Tuesday, November 14, 2017

A Tree Called Home

The present author would like to offer, if one may, a sort of pithy advice regarding life. That is, one must aspire to never live in a house, apartment, or other residence in which the amount of housework one must continually pursue is infinite, in order to keep the place neat and tidy. This, of course, renders the amount of livable places rather limited. One might suggest to find, say, a big, towering tree to live in, somewhere pleasantly warm, and to reside, not unlike Tarzan, in the shelter of its branches. At that point, when one asks where you reside, you can respond thusly:

"A tree."

To which your curious communicating acquaintance might questioningly suggest:

"You mean a tree house?"

Given, however, your distinct control, still, over your verbal abilities and vernacular constitution, you could simply correct them:

"No, just a tree."

At which point, it becomes easy to weed out the friends you don't want from the ones you do, as those who might condescendingly raise their eyebrows are no friends of any inhabiter of trees, while those who might prescribe a sort of badassery to residing in nature's quintessential air filter are the friends worth keeping.

Tuesday, November 7, 2017

False But Earnest

When one says that one might get a cold from being outside in winter without a hat, one does not do so intentionally to deceive or reinforce false data. Their earnestness is merely expressing itself as a false factoid. The harm is not in the actual suggestion, nor the feelings it conveys.

So too is there nothing intentionally harmful about one who attributes the temperature to when leaves change colour and drop (they're driven almost entirely by sunlight, which is why we can predict when they'll peak each year - it's the same time year in and year out with just a small effect driven by precipitation).

These sort of common mistakes - common knowledge passed as accepted wisdom but actually false -- proliferate our daily existence. The present author almost assuredly knows some things that are false. These unknown unknowns, as esteemed international criminal Donald Rumsfeld once explained, haunt us, dangling just out of sight - an ignorance we assume we have but have no way of finding or knowing.

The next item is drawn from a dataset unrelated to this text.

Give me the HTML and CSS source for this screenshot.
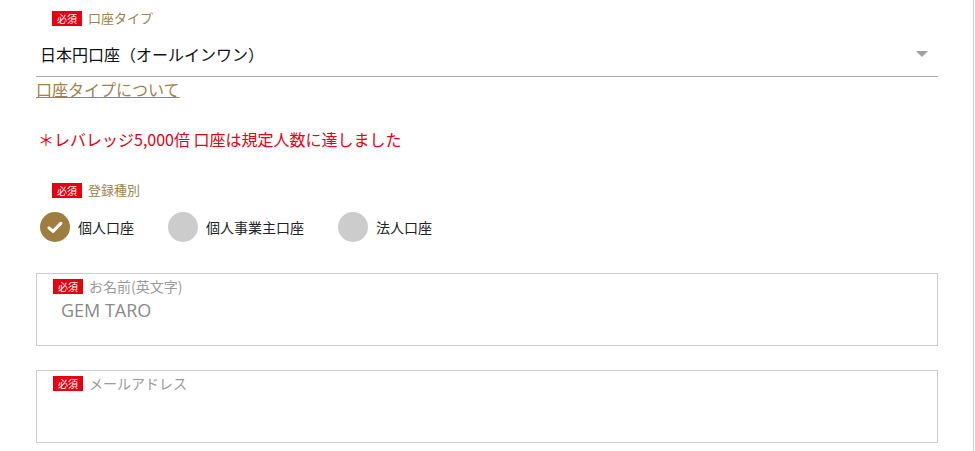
FILE: index.html
```html
<!DOCTYPE html>
<html lang="ja">
<head>
    <meta charset="UTF-8">
    <meta name="viewport" content="width=device-width, initial-scale=1.0">
    <title>口座開設</title>
    <link rel="stylesheet" href="styles.css">
</head>
<body>
    <div class="page">
        <form class="form">
            <div class="field">
                <div class="label-row">
                    <span class="required">必須</span>
                    <span class="label">口座タイプ</span>
                </div>
                <div class="select">
                    <span class="select-value">日本円口座（オールインワン）</span>
                    <span class="select-arrow"></span>
                </div>
                <a href="#" class="help-link">口座タイプについて</a>
            </div>

            <p class="notice">＊レバレッジ5,000倍 口座は規定人数に達しました</p>

            <div class="field">
                <div class="label-row">
                    <span class="required">必須</span>
                    <span class="label">登録種別</span>
                </div>
                <div class="radio-group">
                    <label class="radio checked">
                        <span class="radio-mark">
                            <svg width="16" height="13" viewBox="0 0 16 13"><path d="M2 6.8 L6 10.4 L13.8 2.4" fill="none" stroke="#fff" stroke-width="3" stroke-linecap="round" stroke-linejoin="round"/></svg>
                        </span>
                        個人口座
                    </label>
                    <label class="radio">
                        <span class="radio-mark"></span>
                        個人事業主口座
                    </label>
                    <label class="radio">
                        <span class="radio-mark"></span>
                        法人口座
                    </label>
                </div>
            </div>

            <div class="input-box">
                <div class="label-row">
                    <span class="required">必須</span>
                    <span class="label muted">お名前(英文字)</span>
                </div>
                <div class="input-value">GEM TARO</div>
            </div>

            <div class="input-box">
                <div class="label-row">
                    <span class="required">必須</span>
                    <span class="label muted">メールアドレス</span>
                </div>
                <div class="input-value"></div>
            </div>
        </form>
    </div>
</body>
</html>
```

FILE: styles.css
```css
:root {
    --brand-red: #e60012;
    --gold: #a0824a;
    --border: #cccccc;
    --muted: #9a9a9a;
    --text-color: #222;
}

body {
    margin: 0;
    font-family: "Noto Sans CJK JP", "Noto Sans", sans-serif;
    color: var(--text-color);
    background: #fff;
}

.page {
    width: 973px;
    height: 451px;
    border-right: 1px solid #d0d0d0;
    overflow: hidden;
}

.form {
    width: 902px;
    padding: 9px 0 0 36px;
}

.label-row {
    display: flex;
    align-items: center;
    gap: 6px;
    padding-left: 16px;
    height: 18px;
}

.required {
    background: var(--brand-red);
    color: #fff;
    font-size: 10px;
    line-height: 15px;
    padding: 0 3px;
    width: 24px;
    text-align: center;
}

.label {
    color: var(--gold);
    font-size: 13px;
    line-height: 18px;
}

.label.muted {
    color: var(--muted);
    font-size: 14px;
}

.select {
    display: flex;
    align-items: center;
    justify-content: space-between;
    height: 48px;
    border-bottom: 1px solid #a8a8a8;
    margin-top: 1px;
}

.select-value {
    font-size: 16px;
    padding-left: 4px;
    padding-top: 4px;
    color: #111;
}

.select-arrow {
    width: 0;
    height: 0;
    border-left: 6px solid transparent;
    border-right: 6px solid transparent;
    border-top: 6px solid #a0a0a0;
    margin-right: 10px;
    margin-top: 4px;
}

.help-link {
    display: inline-block;
    color: var(--gold);
    font-size: 16px;
    line-height: 24px;
}

.notice {
    color: var(--brand-red);
    font-size: 16px;
    line-height: 20px;
    margin: 28px 0 32px 2px;
}

.radio-group {
    display: flex;
    align-items: center;
    margin-top: 13px;
    margin-bottom: 31px;
}

.radio {
    display: flex;
    align-items: center;
    gap: 8px;
    font-size: 14px;
    margin: 0 34px 0 4px;
    color: #222;
}

.radio + .radio {
    margin-left: 0;
}

.radio-mark {
    width: 30px;
    height: 30px;
    border-radius: 50%;
    background: #cccccc;
    display: flex;
    align-items: center;
    justify-content: center;
}

.radio.checked .radio-mark {
    background: #9e7d3f;
}

.input-box {
    border: 1px solid var(--border);
    padding-top: 3px;
    box-sizing: border-box;
    height: 73px;
    margin-bottom: 24px;
}

.input-value {
    font-family: "Open Sans", "Noto Sans CJK JP", sans-serif;
    color: #8a8a8a;
    font-size: 18px;
    line-height: 24px;
    padding: 3px 0 0 24px;
}
```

A sort of self loss of ego as we stumble around, wondering if the factoid we just explained or correlated was in fact incorrect all along. Even to attempt to research said acceptable data can be a rabbit hole of paranoia and confusion. One merely need look at the entire industry of research and data and ads and guides and self-help of diet and exercise to question what we really know and feel overwhelmed. The fact that we are so often driven by a desire to know what we don't know is one thing, the fact that even once we know something, we might still be wrong, is another thing entirely. As always, the end result is self-doubt.

Monday, November 6, 2017

The Folly of Familiarity

It's been said that, next to writing, the most important thing one can do to improve one's writing is to read more. To read both the familiar and unfamiliar, popular and unpopular, books of styles and genres and variations to learn from and grow from and utilize. Alas, one also finds that, if one is lacking the ability to harness any of said styles or flourishes (as present author does), then reading a variety of prose, while interesting, only seeks to reinforce the reality that achievement is impossibly fleeting.